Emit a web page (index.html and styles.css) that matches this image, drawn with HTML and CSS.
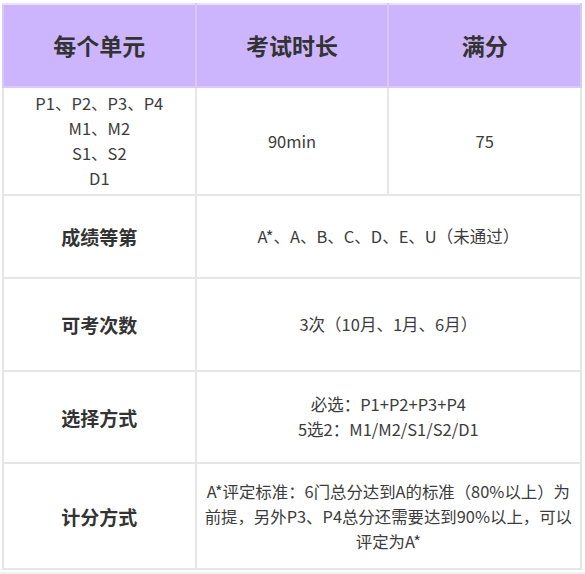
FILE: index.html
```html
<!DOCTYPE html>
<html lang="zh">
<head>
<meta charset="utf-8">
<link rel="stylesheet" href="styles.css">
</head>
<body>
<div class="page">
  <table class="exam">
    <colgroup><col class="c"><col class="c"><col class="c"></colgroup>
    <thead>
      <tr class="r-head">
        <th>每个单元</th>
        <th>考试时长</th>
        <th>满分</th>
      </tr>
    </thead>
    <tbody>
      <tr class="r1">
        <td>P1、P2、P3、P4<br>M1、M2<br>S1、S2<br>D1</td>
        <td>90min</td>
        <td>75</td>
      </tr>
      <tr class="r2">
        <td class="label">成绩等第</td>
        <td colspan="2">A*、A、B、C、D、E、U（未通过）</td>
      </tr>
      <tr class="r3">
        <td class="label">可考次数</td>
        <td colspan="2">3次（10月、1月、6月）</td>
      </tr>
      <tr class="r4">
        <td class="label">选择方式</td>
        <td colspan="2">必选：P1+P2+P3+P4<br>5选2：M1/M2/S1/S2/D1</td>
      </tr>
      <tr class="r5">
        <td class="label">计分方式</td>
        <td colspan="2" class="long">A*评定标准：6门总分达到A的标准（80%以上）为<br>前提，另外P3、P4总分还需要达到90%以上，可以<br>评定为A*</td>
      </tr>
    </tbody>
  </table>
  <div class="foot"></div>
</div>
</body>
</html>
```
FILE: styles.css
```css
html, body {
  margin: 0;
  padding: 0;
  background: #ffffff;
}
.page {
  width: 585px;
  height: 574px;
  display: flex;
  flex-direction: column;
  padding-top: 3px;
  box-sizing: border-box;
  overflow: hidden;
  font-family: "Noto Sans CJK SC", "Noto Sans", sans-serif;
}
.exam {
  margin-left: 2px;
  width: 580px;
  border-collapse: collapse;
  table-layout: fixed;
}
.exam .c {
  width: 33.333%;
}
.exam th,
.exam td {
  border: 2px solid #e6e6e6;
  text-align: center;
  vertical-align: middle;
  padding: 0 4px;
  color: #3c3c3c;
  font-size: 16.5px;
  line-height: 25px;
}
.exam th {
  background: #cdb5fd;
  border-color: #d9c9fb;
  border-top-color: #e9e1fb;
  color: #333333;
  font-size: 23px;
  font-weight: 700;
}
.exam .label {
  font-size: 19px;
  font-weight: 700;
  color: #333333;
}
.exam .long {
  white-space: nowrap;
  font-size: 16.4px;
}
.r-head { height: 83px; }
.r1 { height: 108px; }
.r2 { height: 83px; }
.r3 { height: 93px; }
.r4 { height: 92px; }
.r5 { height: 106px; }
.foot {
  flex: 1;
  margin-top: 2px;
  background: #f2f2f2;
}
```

------------------------------------------------------------------------

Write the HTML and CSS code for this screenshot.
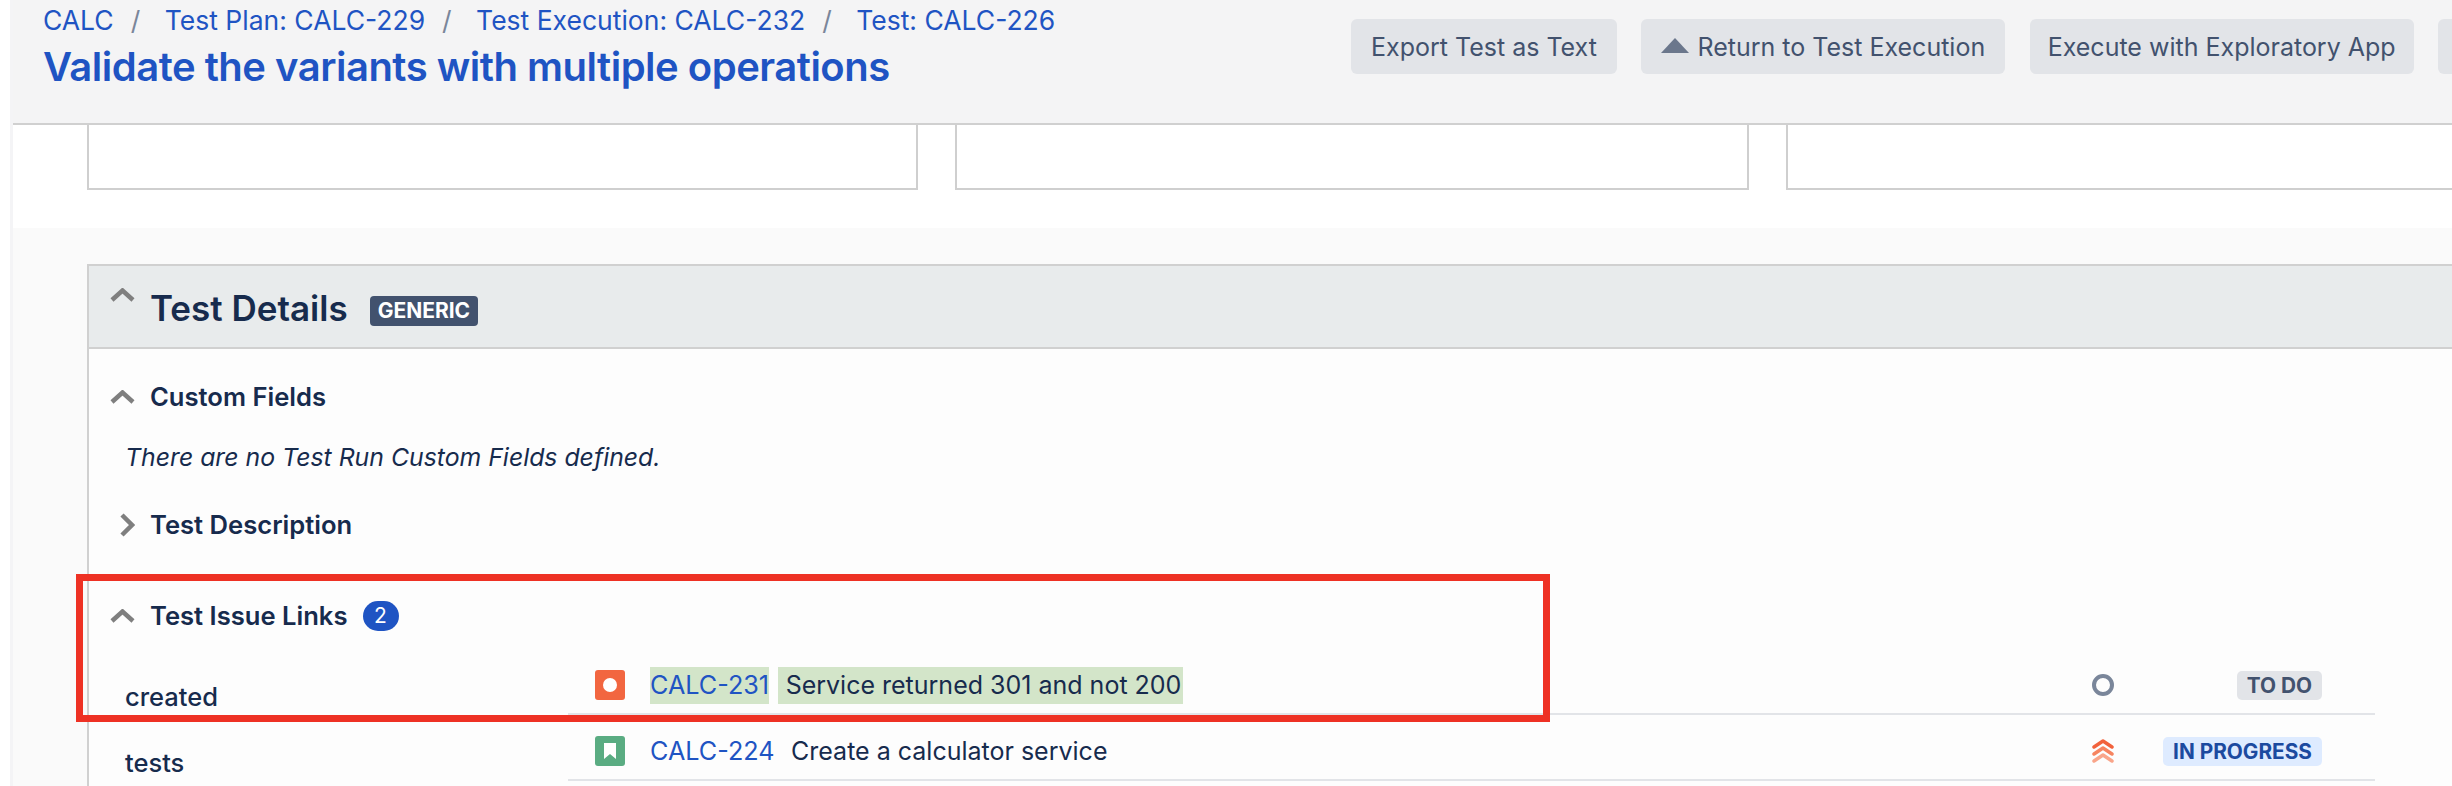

------------------------------------------------------------------------

WHAT THE TASK ASKS » For each line of the entries that includes "this", show that line.

EXPECTED ANSWER »
Emit a web page (index.html and styles.css) that matches this image, drawn with HTML and CSS.
Write the HTML and CSS code for this screenshot.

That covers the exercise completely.